German-speaking immigrants contributed in many ways to culture and science in Brazil. In many areas of culture, in journalism, literature, graphic art and painting, photography and music, they gave their host country an important stimulus. They also made valuable contributions to setting up a chain of bookshops, a jewellery company or a coffee plantation. The exhibition will present all that.

Who besides Stefan Zweig, who initially let himself be used by the Vargas dictatorship, but never felt at home in Brazil and finally committed suicide, did the reverse and made Brazil known in Germany?

The returned emigrants Hermann M. Görgen und Dora Schindel made the establishment of a cultural exchange between Germany and Brazil their task. The economist and politician Görgen and his assistant Schindel had helped a group of people escape to Brazil and then returned to Germany in the 1950s. Mainly through founding the German-Brazilian Society, which still exists today, they succeeded in promoting cultural exchange between the two countries.

Walter Benjamin and Thomas Mann were denied entry to Brazil. Wouldn’t the cultural relationship between Germany and Brazil have scaled new heights had Germany’s most important theorist and most important novelist taken root here?

Interesting question, but an answer would be pure speculation. Thomas Mann’s mother, Julia, was born in Brazil; so there’s a connection. The immigration to Brazil is associated with a famous name in Stefan Zweig, whose house in Petropolis is today a memorial site. But apart from that, German-Brazilian relationships are good, as the 2013/2014 German Year in Brazil shows.
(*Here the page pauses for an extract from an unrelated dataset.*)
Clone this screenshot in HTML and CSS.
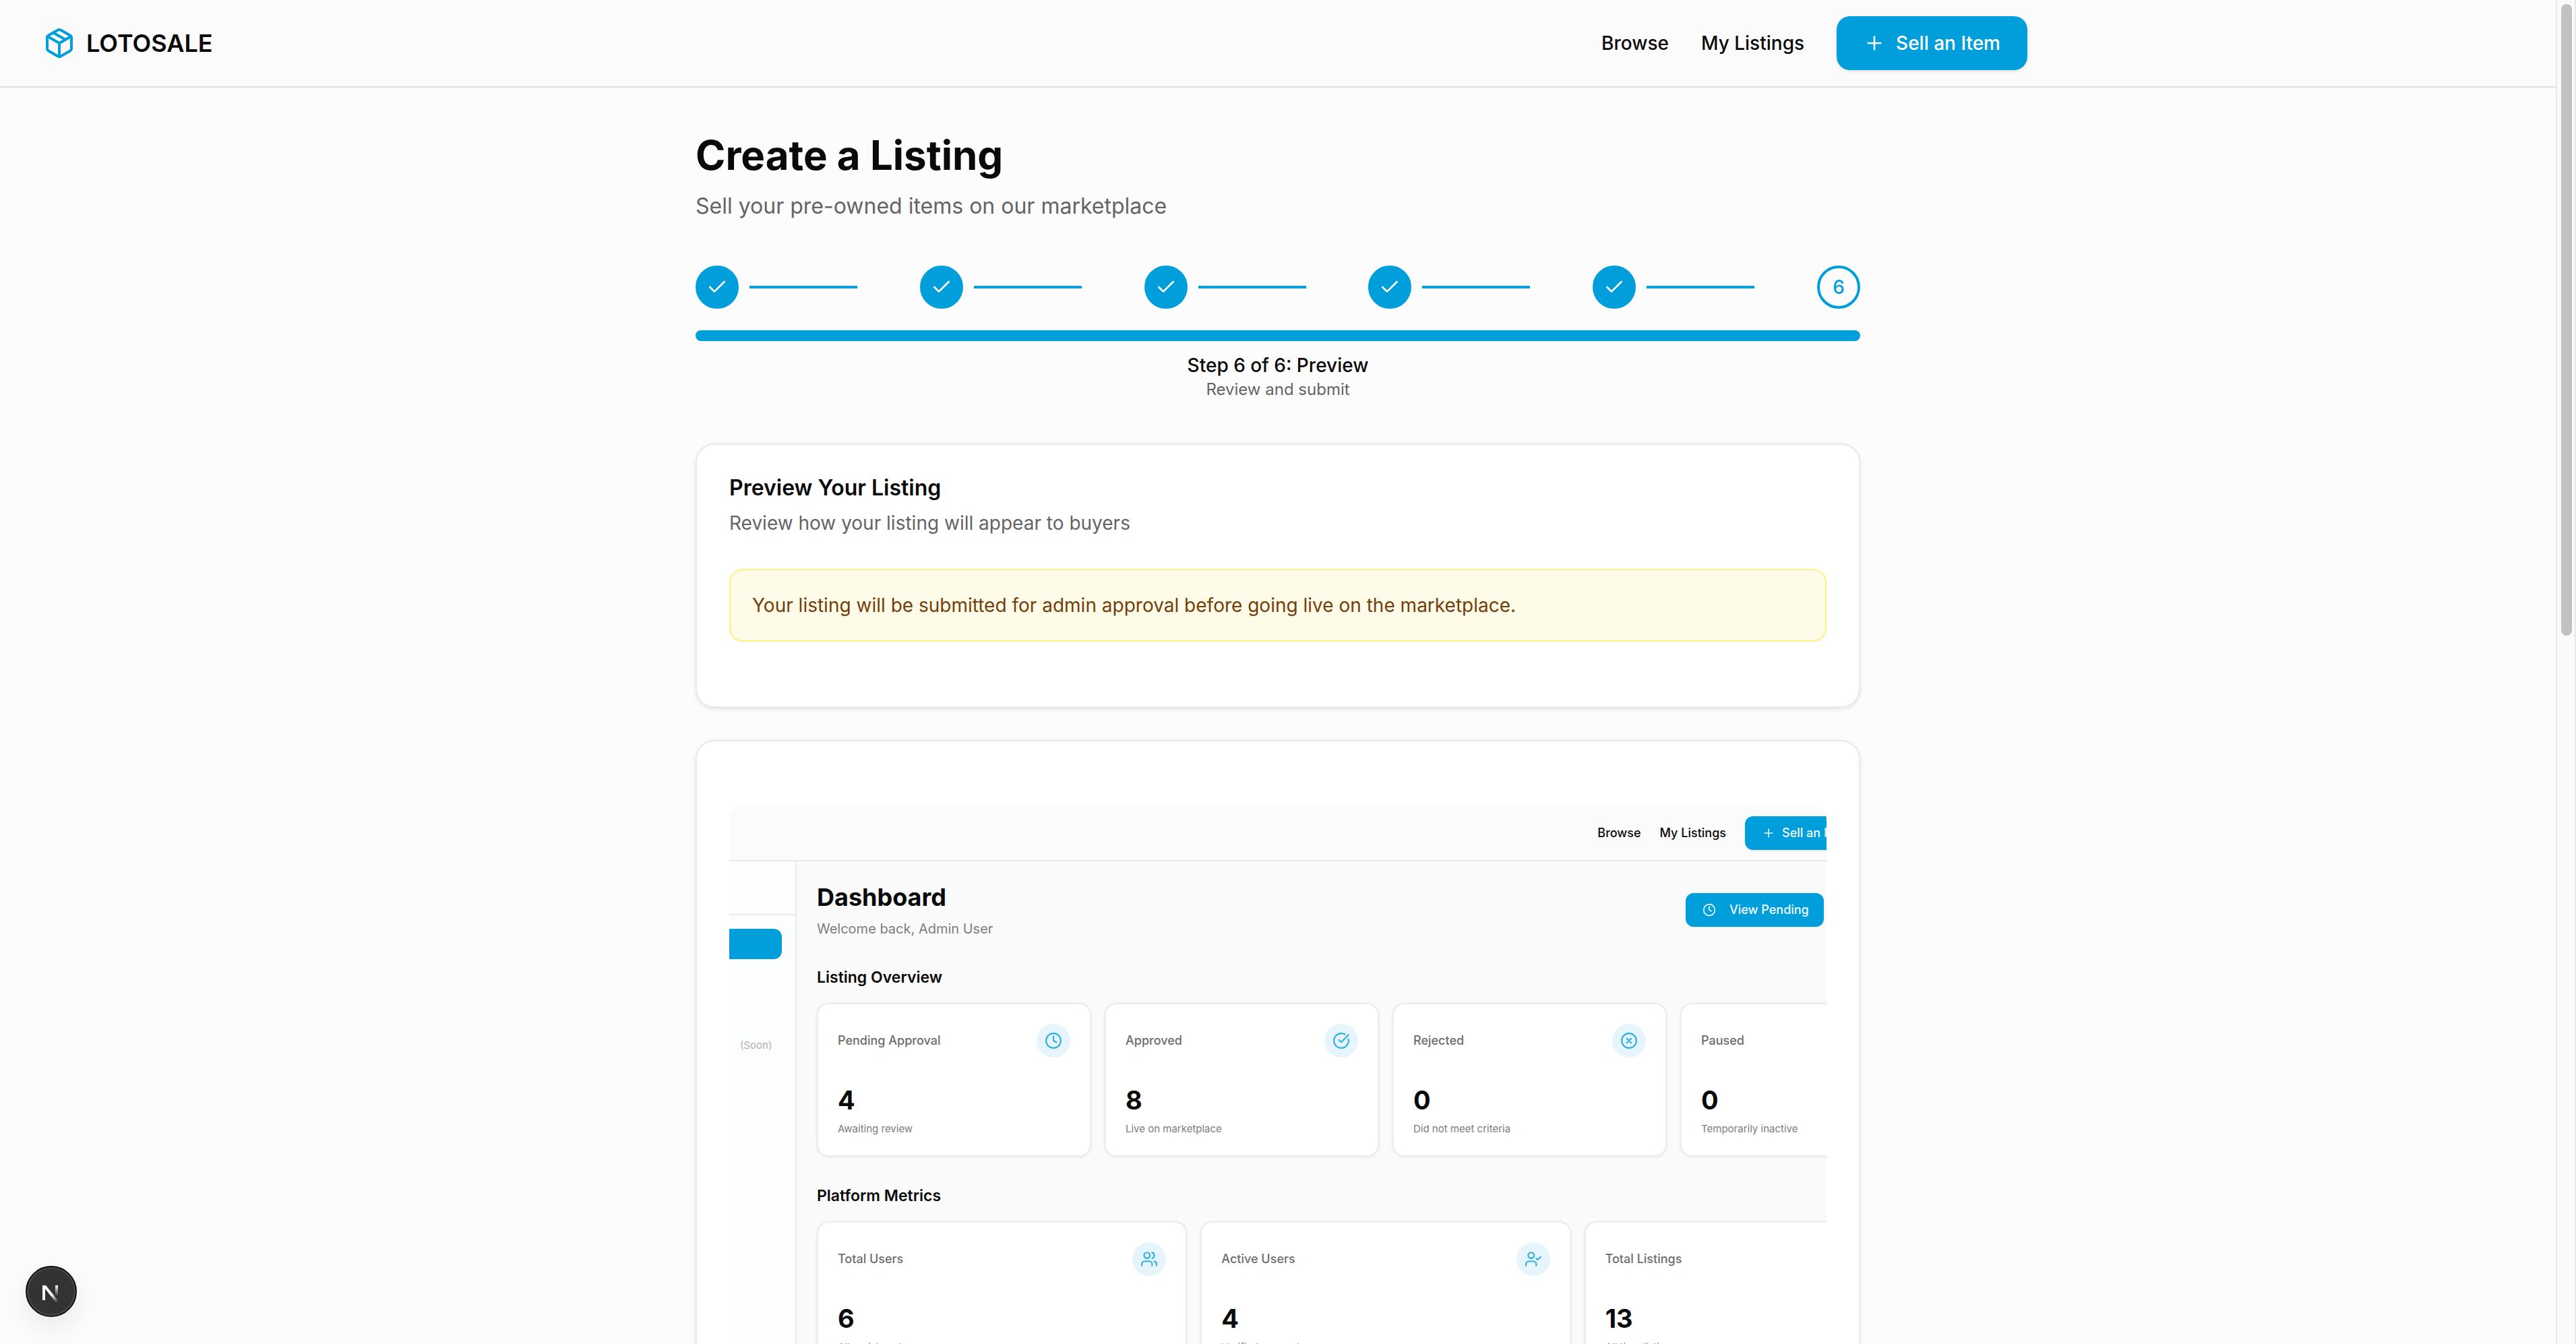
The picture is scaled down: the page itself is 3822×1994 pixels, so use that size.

Sylvia Asmus read German literature, art history and art education in Frankfurt am Main and library science in Berlin, and has worked at the German National Library since 1994. There she has distinguished herself with exhibitions and publications on the subject of exile. In 2006 she became deputy director of the German Exile Archive, 1933–1945, and since 2011 she has been its director. Asmus is a member of the Scholarly Advisory Board of the Society for Exile Research and of the International Joseph Roth Society.